Capabilities like this support Force Design 2030, strategic guidance released in March of last year that recommends “sweeping changes” carried out by eliminating several legacy platforms, while adding advanced technologies such as robotics. Fewer tanks and smaller infantry battalions are also part of the plan.
“We are reorienting from a ground sustain land forces mode, which we've had to do for the nation for the past 20 years, into a naval expeditionary maritime mode,” Berger said.
This shift is driving investments in new platforms like long-range precision fires and light amphibious warships, Berger said. The Navy has said it is considering acquiring 30 to 50 of the latter, also known as LAWs. The service is targeting a per unit procurement cost of $100 million to $150 million for the vessels, according to a Congressional Research Service report, “Navy Light Amphibious Warship (LAW) Program: Background and Issues for Congress.”

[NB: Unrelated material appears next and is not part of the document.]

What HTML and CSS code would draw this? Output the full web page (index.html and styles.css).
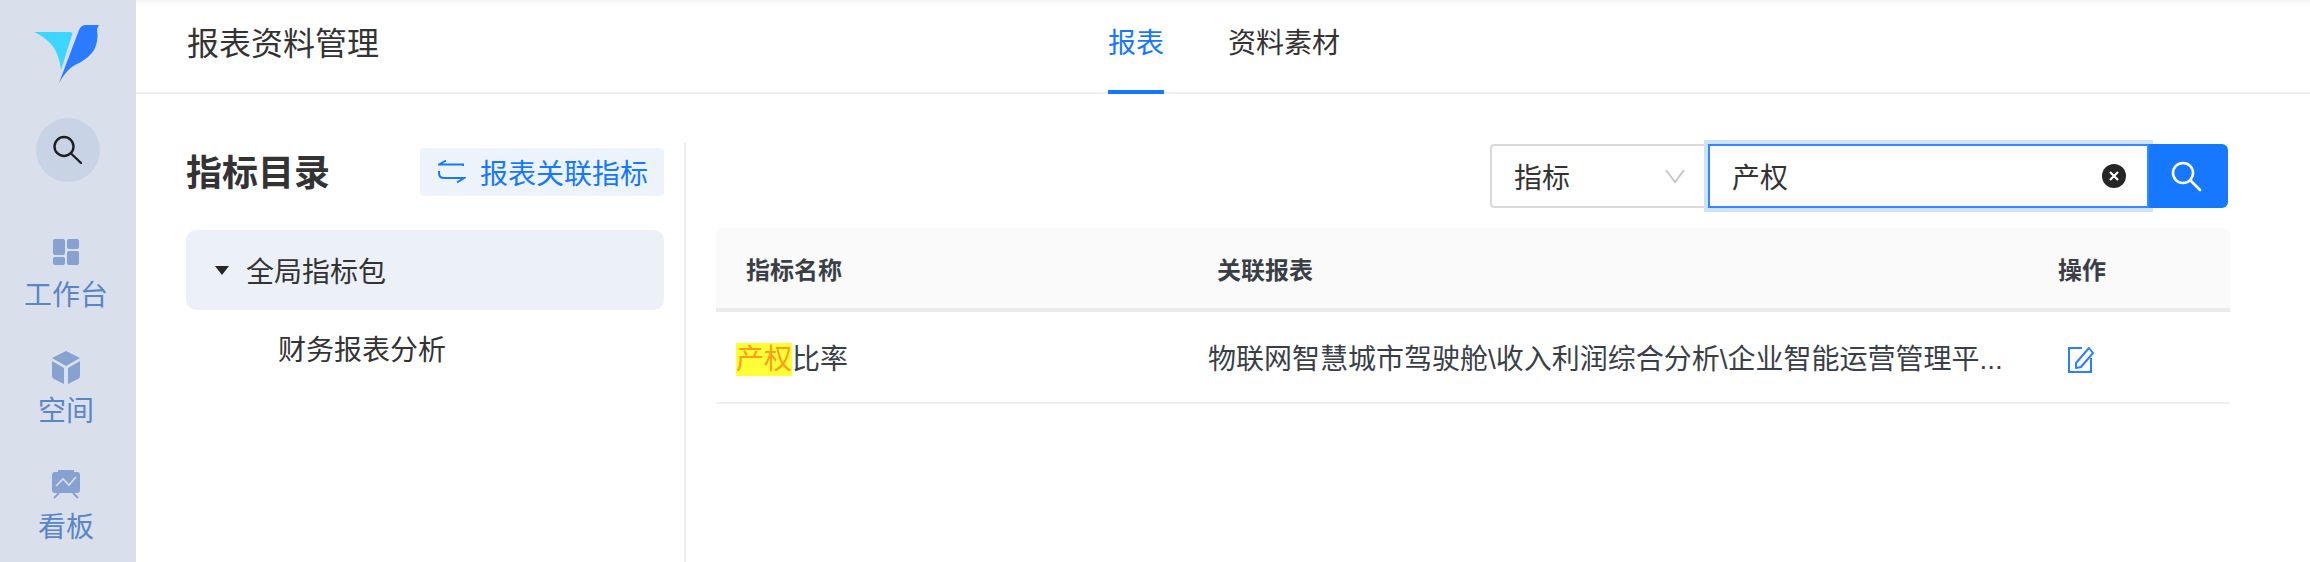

Meanwhile, Force Design 2030 is gaining traction in Congress, Berger said. The commandant has met with several leaders of defense committees to explain the urgency of keeping pace with China.
“The current path that we're on — we have to move now, and Congress I found to be very supportive,” he said.
When asked about his written testimony to Congress that mentioned plans to arm LAWs with containerized missiles, Berger explained that adding mobility to the ships was more important than making them more lethal with munitions.
“We'll have that discussion, but it's not the primary driver today,” he said.
Another capability the service is interested in is defending against Chinese diesel electric submarines, Berger noted. But that item on the wish list takes a back seat to the other priorities listed in Design Force 2030.
“In terms of budget priorities, I wouldn't put it in a 1 to 10 list,” he said.
The Marine Corps plans to invest in unmanned systems. Berger noted that the service may add more attritable aircraft to its forces. Currently, the service is relying on more proven aircraft like the MQ-9 Reaper drone for reconnaissance support.
But service leaders are open to incorporating new capabilities and technologies "down the road" as industry continues to develop attritable aircraft, he said.
“I don't know whether that means extra squadrons, or if they will be part of the squadrons we're building now,” he said.
Berger noted that industry has an opportunity for innovation to help the Marines logistically support a more distributed force. The force of the future will operate inside adversaries' weapons engagement zones and be more mobile, he said.
“Of all the things that we're working on in the naval force, and narrowly within the Marine Corps, this is the hardest problem I think going forward: distributed logistics,” Berger said.